:: Items ::

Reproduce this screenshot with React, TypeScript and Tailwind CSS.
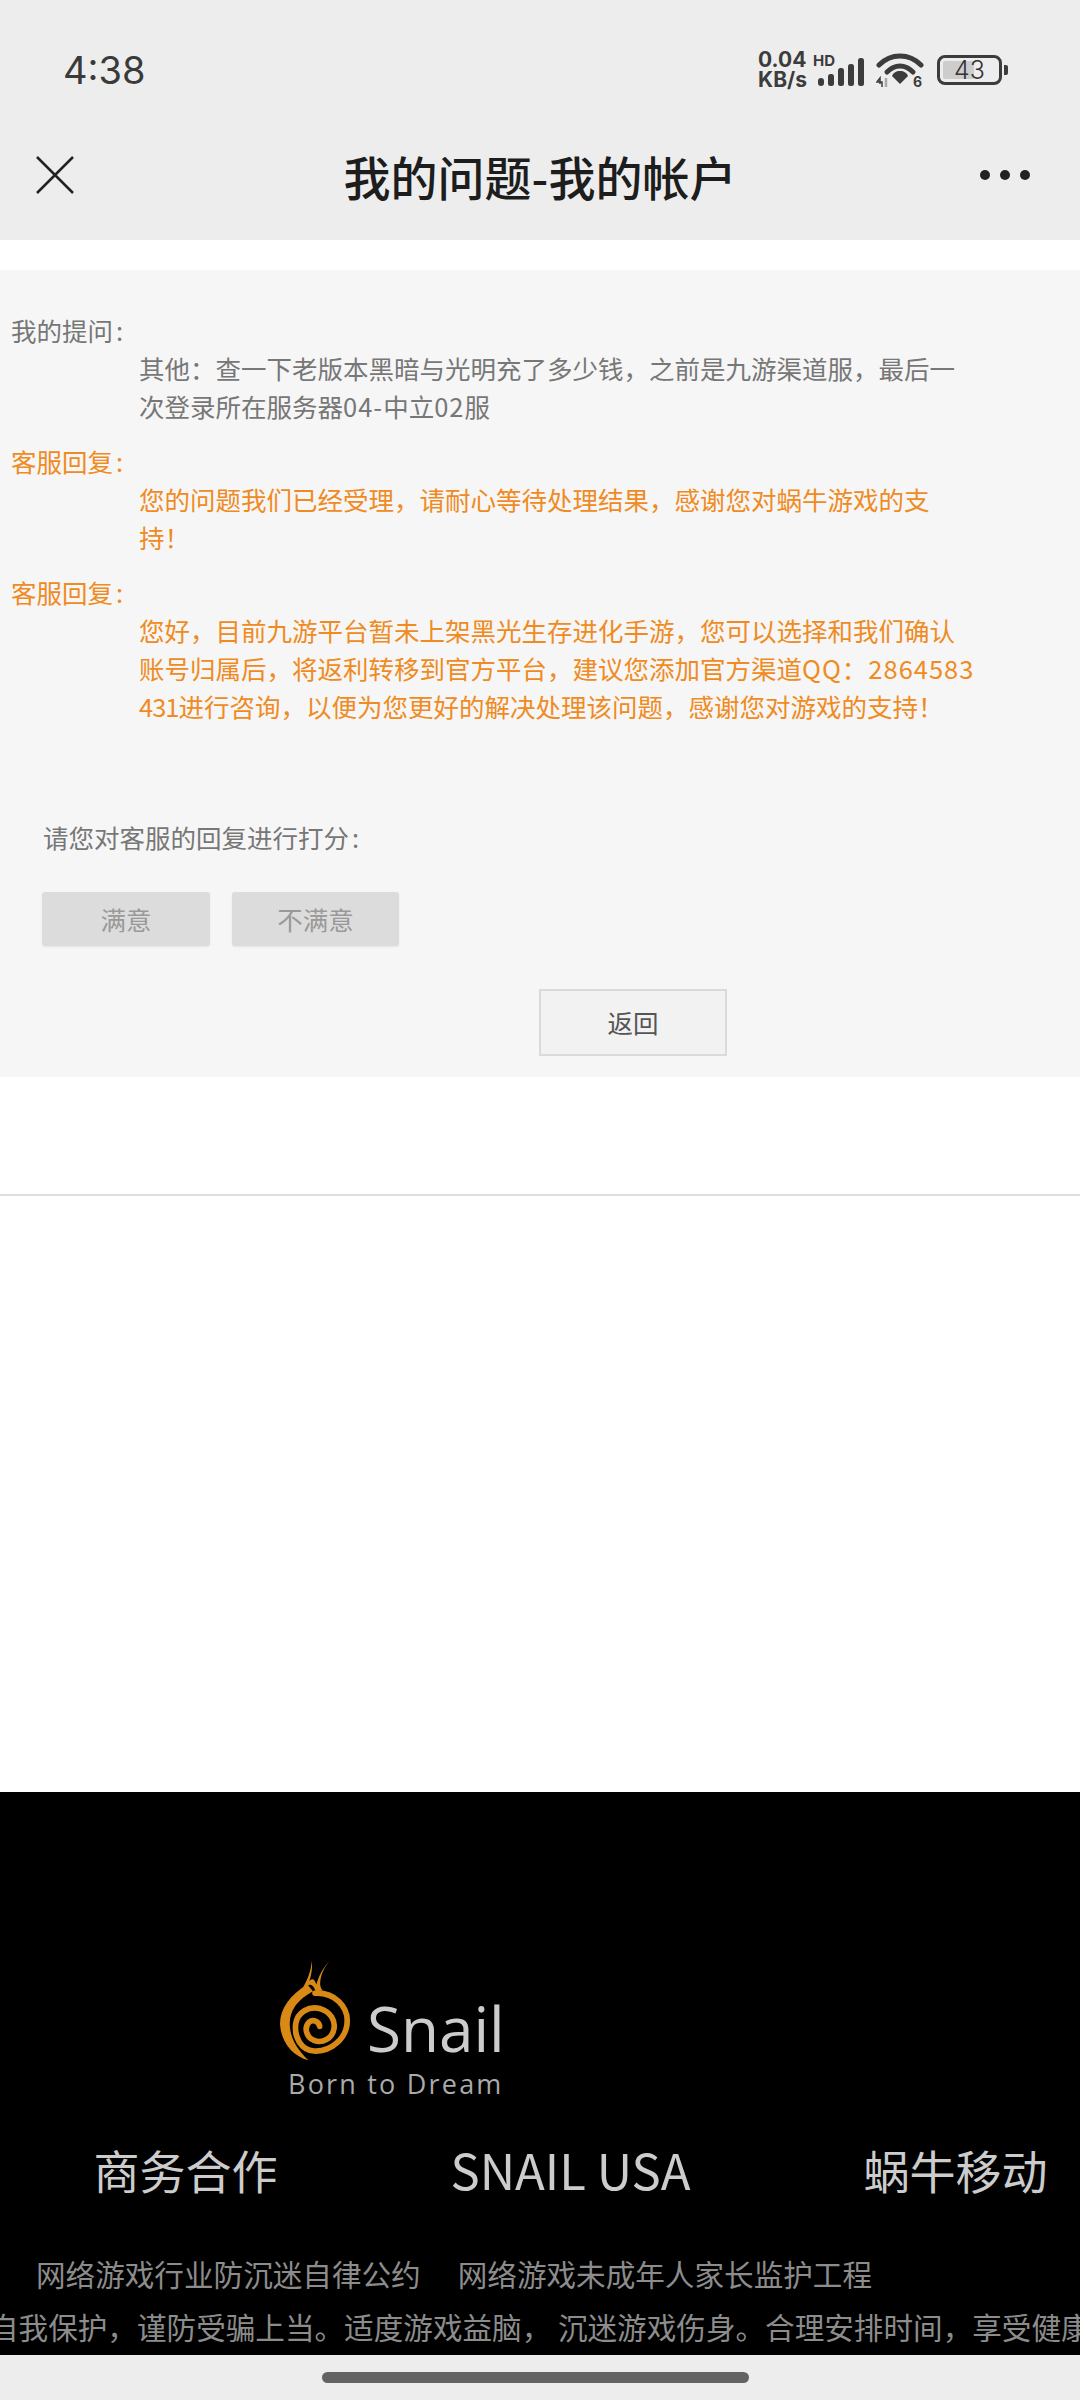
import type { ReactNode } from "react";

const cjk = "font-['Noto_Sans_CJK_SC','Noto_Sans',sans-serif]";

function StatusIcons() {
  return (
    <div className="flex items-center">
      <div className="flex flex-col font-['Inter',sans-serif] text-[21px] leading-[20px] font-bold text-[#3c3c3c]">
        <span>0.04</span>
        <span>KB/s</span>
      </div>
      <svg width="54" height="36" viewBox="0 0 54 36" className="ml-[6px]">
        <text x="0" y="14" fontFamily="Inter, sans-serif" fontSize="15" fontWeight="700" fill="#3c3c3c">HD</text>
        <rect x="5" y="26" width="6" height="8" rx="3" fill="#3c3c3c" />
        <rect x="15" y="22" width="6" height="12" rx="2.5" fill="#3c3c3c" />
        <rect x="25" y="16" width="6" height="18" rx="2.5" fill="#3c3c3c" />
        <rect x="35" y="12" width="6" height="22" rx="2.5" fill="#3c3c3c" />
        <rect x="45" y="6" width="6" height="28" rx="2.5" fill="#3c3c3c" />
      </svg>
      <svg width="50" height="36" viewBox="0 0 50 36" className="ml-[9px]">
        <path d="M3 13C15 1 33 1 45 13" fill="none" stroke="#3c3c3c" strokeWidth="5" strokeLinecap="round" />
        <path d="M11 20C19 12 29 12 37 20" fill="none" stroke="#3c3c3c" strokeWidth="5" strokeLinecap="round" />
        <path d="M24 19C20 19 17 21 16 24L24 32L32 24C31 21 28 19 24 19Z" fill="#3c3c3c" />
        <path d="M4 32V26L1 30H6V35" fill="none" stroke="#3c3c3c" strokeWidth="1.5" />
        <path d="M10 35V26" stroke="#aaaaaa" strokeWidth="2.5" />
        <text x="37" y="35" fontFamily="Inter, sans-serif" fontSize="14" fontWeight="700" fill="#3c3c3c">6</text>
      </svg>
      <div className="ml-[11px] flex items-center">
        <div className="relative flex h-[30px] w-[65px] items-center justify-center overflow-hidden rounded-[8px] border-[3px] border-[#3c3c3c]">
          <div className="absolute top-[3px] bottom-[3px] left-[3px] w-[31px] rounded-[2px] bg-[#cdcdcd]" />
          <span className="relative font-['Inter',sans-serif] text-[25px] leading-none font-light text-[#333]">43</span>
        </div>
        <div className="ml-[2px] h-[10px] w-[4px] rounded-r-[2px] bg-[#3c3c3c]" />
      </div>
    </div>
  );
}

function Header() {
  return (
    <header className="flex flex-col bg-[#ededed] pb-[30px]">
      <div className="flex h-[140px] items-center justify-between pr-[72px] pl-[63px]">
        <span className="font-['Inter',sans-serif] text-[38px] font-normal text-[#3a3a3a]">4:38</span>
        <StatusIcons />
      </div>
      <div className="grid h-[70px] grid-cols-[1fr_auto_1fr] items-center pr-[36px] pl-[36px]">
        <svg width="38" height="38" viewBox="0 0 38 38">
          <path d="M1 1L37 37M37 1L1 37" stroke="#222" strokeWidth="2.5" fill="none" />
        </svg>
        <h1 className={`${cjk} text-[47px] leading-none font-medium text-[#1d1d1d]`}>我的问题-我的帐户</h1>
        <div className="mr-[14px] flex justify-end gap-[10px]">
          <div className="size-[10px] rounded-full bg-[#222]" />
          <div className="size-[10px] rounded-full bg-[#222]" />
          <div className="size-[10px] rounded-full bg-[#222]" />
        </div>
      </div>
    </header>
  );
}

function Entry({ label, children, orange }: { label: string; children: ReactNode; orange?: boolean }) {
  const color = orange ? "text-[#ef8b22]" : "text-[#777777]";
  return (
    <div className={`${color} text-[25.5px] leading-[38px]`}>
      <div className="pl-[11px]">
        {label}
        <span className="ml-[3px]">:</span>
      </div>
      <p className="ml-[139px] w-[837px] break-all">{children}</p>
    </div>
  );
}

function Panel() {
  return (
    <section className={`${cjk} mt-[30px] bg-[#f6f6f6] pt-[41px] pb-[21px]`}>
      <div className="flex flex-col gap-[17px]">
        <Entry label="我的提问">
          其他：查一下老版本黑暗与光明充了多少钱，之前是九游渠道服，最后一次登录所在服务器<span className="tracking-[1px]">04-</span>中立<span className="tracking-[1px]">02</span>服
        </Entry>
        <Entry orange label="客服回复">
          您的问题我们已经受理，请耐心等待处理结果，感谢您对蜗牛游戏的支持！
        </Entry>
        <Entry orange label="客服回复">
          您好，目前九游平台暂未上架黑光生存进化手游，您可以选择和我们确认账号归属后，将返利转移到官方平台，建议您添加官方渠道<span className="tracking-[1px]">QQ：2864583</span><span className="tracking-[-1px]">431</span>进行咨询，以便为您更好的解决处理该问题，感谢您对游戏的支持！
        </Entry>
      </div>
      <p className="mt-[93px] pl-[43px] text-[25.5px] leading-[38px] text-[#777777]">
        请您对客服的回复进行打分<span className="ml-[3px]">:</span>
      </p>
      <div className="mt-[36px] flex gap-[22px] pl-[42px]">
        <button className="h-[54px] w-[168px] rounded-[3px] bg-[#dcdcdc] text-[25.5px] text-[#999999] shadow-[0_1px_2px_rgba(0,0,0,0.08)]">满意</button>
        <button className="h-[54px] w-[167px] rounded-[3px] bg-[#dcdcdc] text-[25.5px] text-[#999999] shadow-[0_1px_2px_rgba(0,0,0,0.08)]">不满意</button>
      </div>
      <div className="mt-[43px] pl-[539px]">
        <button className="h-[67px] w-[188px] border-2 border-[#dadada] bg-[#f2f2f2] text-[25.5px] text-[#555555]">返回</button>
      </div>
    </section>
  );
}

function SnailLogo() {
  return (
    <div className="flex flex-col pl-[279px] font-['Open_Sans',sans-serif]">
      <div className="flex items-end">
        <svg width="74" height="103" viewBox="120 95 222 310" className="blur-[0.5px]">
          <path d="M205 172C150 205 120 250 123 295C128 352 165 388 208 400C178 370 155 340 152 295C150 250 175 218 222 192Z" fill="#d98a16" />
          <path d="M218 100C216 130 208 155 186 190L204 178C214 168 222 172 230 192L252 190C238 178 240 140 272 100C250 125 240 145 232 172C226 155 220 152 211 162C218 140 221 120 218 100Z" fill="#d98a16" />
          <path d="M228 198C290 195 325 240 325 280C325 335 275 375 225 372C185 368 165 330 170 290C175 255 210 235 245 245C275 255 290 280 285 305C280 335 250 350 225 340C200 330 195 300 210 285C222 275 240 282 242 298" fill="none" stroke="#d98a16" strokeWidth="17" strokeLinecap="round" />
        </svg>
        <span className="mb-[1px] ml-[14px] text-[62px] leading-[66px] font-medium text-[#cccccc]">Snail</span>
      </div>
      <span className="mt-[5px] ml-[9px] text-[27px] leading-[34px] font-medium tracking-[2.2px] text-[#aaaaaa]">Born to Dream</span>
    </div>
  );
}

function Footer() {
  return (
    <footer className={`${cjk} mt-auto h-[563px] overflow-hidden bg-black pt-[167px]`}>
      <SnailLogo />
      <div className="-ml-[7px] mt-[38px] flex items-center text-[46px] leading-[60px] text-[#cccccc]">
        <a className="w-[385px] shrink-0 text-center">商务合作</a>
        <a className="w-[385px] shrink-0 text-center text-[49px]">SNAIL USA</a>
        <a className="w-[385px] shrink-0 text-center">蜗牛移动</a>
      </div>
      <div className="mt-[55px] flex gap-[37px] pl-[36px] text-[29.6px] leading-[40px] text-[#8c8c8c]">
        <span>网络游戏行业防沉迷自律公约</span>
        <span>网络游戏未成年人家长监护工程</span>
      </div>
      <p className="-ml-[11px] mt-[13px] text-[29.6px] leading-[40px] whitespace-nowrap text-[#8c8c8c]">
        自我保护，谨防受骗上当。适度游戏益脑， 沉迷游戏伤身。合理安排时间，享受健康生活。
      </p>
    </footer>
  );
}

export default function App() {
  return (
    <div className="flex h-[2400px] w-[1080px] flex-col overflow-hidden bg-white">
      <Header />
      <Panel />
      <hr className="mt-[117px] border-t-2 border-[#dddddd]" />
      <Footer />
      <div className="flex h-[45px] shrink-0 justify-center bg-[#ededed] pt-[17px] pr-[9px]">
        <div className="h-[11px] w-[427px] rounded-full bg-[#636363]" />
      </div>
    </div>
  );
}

* * *

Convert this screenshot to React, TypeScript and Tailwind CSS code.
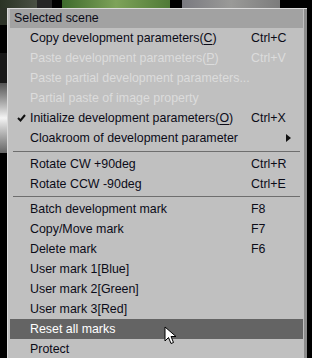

:: What you need to do ::
Scan the lines for the string "Tailwind". Copy out each line that matches.

:: Output of the task ::
Reproduce this screenshot with React, TypeScript and Tailwind CSS.
Convert this screenshot to React, TypeScript and Tailwind CSS code.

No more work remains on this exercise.